Tholins may be produced in a laboratory, and are usually studied as a heterogeneous mixture of many chemicals with many different structures and properties. Using techniques like [thermogravimetric analysis](/source/Thermogravimetric_analysis), [astrochemists](/source/Astrochemistry) analyze the composition of these tholin mixtures, and the exact character of the individual chemicals within them.[4]

## Overview

[Polyacrylonitrile](/source/Polyacrylonitrile), one hypothesized polymeric component of tholins, mostly in chemically degraded form as polymers containing [nitrile](/source/Cyanide) and [amino](/source/Amine) groups. It is used experimentally to create tholin mixtures.[4]

The term "tholin" was coined by astronomer [Carl Sagan](/source/Carl_Sagan) and his colleague [Bishun Khare](/source/Bishun_Khare) to describe the difficult-to-characterize substances they obtained in his [Miller–Urey-type experiments](/source/Miller%E2%80%93Urey_experiment) on the methane-containing gas mixtures such as those found in [Titan](/source/Titan_(moon))'s atmosphere.[1] Their paper proposing the name "tholin" said:

For the past decade we have been producing in our laboratory a variety of complex organic solids from mixtures of the cosmically abundant gases CH 4, C 2H 6, NH 3, H 2O, HCHO, and H 2S. The product, synthesized by ultraviolet (UV) light or spark discharge, is a brown, sometimes sticky, residue, which has been called, because of its resistance to conventional analytical chemistry, "intractable polymer". [...] We propose, as a model-free descriptive term, 'tholins' (Greek Θολός, muddy; but also Θόλος, vault or dome), although we were tempted by the phrase 'star-tar'.[3][1]

Tholins are not one specific compound but rather are descriptive of a spectrum of molecules, including [heteropolymers](/source/Heteropolymer),[5][6] that give a reddish, organic surface covering on certain planetary surfaces.
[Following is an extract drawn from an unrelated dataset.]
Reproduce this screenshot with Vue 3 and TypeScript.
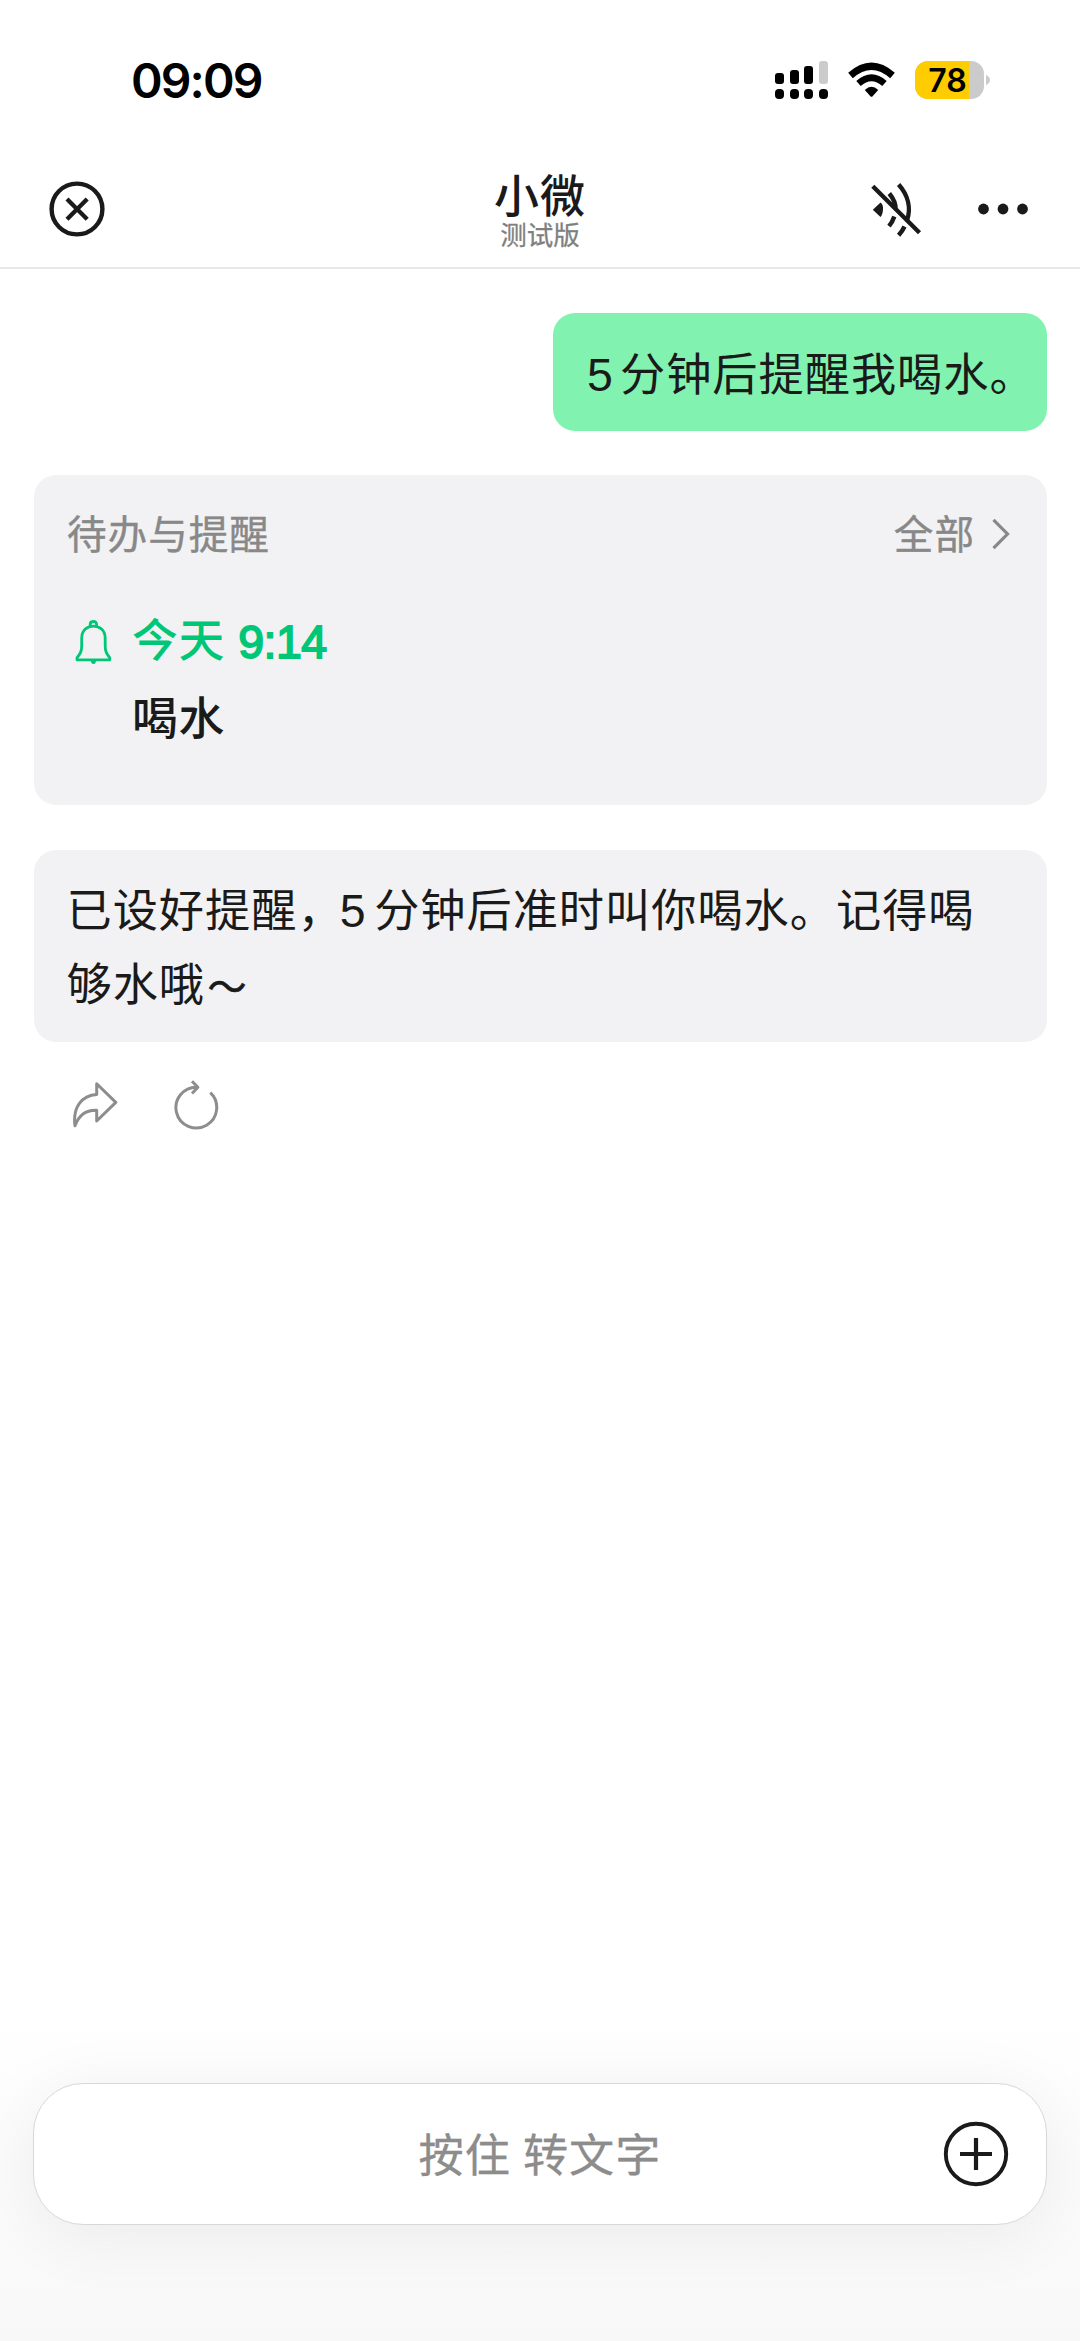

Tholins are disordered polymer-like materials made of repeating chains of linked subunits and complex combinations of functional groups.[7] Sagan and Khare note "The properties of tholins will depend on the energy source used and the initial abundances of precursors, but a general physical and chemical similarity among the various tholins is evident."[1]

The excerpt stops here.